Another contentious issue is auditors’ liability. The Companies Act permits shareholders to allow limits to the auditors’ liability to the company, but it also includes a new offense by auditors for “recklessly or knowingly including misleading, false or deceptive matters in an audit report.” Britain’s Association of Chartered Certified Accountants described the language as “an alarming clause for auditors … a simple, honest mistake could land them in legal hot water.”

John Davies, head of business law at ACCA, also frets about a clause that says there is “no need for a private company to have a company secretary unless the company wants one.” The ACCA view, he says, is that this move might undermine the quality of administration and accountability in the small-company sector, especially since small companies are already exempt from having their annual accounts audited.

Overall, however, most observers of British governance say the bill does a respectable job at achieving its goals. “Looked at in the round, [the Act has] done a reasonable job,” says Steven Durno, policy adviser on company law at the Law Society in London. “Not like [Sarbanes-Oxley], it won’t have companies decamping to the nearest available escape, which in the case of the U.K. would be the offshore island of Jersey.”

In Brussels, Michael Weiss, a German official in the European Parliament, and another official from the European Commission, each pointed out that it is unwise to compare British regulation, with its basis of case law, and regulatory schemes of other EU countries, which have Napoleonic codified legal systems.
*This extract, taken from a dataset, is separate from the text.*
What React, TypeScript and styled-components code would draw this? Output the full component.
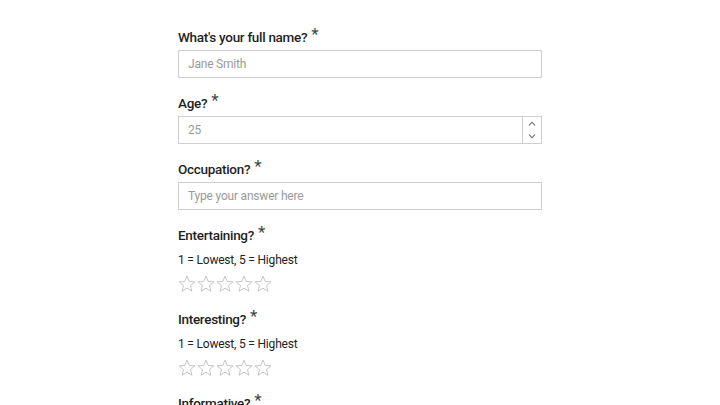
import React from "react";
import styled, { createGlobalStyle } from "styled-components";

const Global = createGlobalStyle`
  html, body { margin: 0; padding: 0; background: #ffffff; }
  body { font-family: Roboto, "Noto Sans", "Liberation Sans", sans-serif; color: #161616; }
  * { box-sizing: border-box; }
`;

const Page = styled.div`
  display: flex;
  justify-content: center;
  padding-top: 27px;
`;

const Form = styled.form`
  width: 364px;
  display: flex;
  flex-direction: column;
`;

const Field = styled.div<{ $gap: number }>`
  display: flex;
  flex-direction: column;
  margin-bottom: ${(p) => p.$gap}px;
`;

const Label = styled.label`
  font-size: 13.5px;
  font-weight: 500;
  letter-spacing: -0.3px;
  line-height: 20px;
  color: #1f1f1f;
  display: flex;
  align-items: flex-start;
  height: 20px;
`;

const Star = styled.span`
  font-size: 17px;
  font-weight: 400;
  line-height: 14px;
  margin-left: 4px;
  color: #444;
`;

const Hint = styled.div`
  font-size: 12px;
  letter-spacing: -0.2px;
  line-height: 18px;
  color: #222;
  margin-top: 6px;
`;

const Box = styled.div`
  margin-top: 3px;
  height: 28px;
  border: 1px solid #cfcfcf;
  display: flex;
  align-items: stretch;
  background: #fff;
`;

const TextInput = styled.input`
  flex: 1;
  border: none;
  outline: none;
  padding: 0 9px;
  font-family: inherit;
  font-size: 12px;
  letter-spacing: -0.2px;
  color: #222;
  background: transparent;
  &::placeholder { color: #9a9a9a; }
`;

const Spinner = styled.div`
  width: 19px;
  border-left: 1px solid #cfcfcf;
  display: flex;
  flex-direction: column;
  justify-content: center;
  align-items: center;
  gap: 8px;
`;

const Stars = styled.div`
  display: flex;
  gap: 1px;
  margin-top: 5px;
  height: 20px;
  align-items: center;
`;

const StarIcon = () => (
  <svg width="18" height="18" viewBox="0 0 24 24" fill="none" stroke="#b8b8b8" strokeWidth="1.1" strokeLinejoin="miter">
    <polygon points="12,1.5 14.9,8.6 22.5,9.2 16.7,14.1 18.5,21.6 12,17.6 5.5,21.6 7.3,14.1 1.5,9.2 9.1,8.6" />
  </svg>
);

const Chevron = ({ up }: { up?: boolean }) => (
  <svg width="8" height="5" viewBox="0 0 8 5" fill="none" stroke="#666" strokeWidth="1.1">
    {up ? <polyline points="1,4.5 4,1.2 7,4.5" /> : <polyline points="1,0.5 4,3.8 7,0.5" />}
  </svg>
);

const RatingField = ({ label }: { label: string }) => (
  <Field $gap={15}>
    <Label>
      {label}
      <Star>*</Star>
    </Label>
    <Hint>1 = Lowest, 5 = Highest</Hint>
    <Stars>
      {[0, 1, 2, 3, 4].map((i) => (
        <StarIcon key={i} />
      ))}
    </Stars>
  </Field>
);

export default function App() {
  return (
    <>
      <Global />
      <Page>
        <Form>
          <Field $gap={15}>
            <Label>
              What's your full name?<Star>*</Star>
            </Label>
            <Box>
              <TextInput placeholder="Jane Smith" />
            </Box>
          </Field>
          <Field $gap={15}>
            <Label>
              Age?<Star>*</Star>
            </Label>
            <Box>
              <TextInput placeholder="25" />
              <Spinner>
                <Chevron up />
                <Chevron />
              </Spinner>
            </Box>
          </Field>
          <Field $gap={15}>
            <Label>
              Occupation?<Star>*</Star>
            </Label>
            <Box>
              <TextInput placeholder="Type your answer here" />
            </Box>
          </Field>
          <RatingField label="Entertaining?" />
          <RatingField label="Interesting?" />
          <RatingField label="Informative?" />
        </Form>
      </Page>
    </>
  );
}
Regardless, Britain’s overhaul of its Companies Act is relevant to various international scenarios around the world. Both within the EU and elsewhere, there is the introduction of international financial reporting standards based on principles rather than codes. And in the United States, there is the recent call by Hank Paulson, treasury secretary, for a scrutiny into the regulation of capital markets, with ensuring “international competitiveness” as a key goal.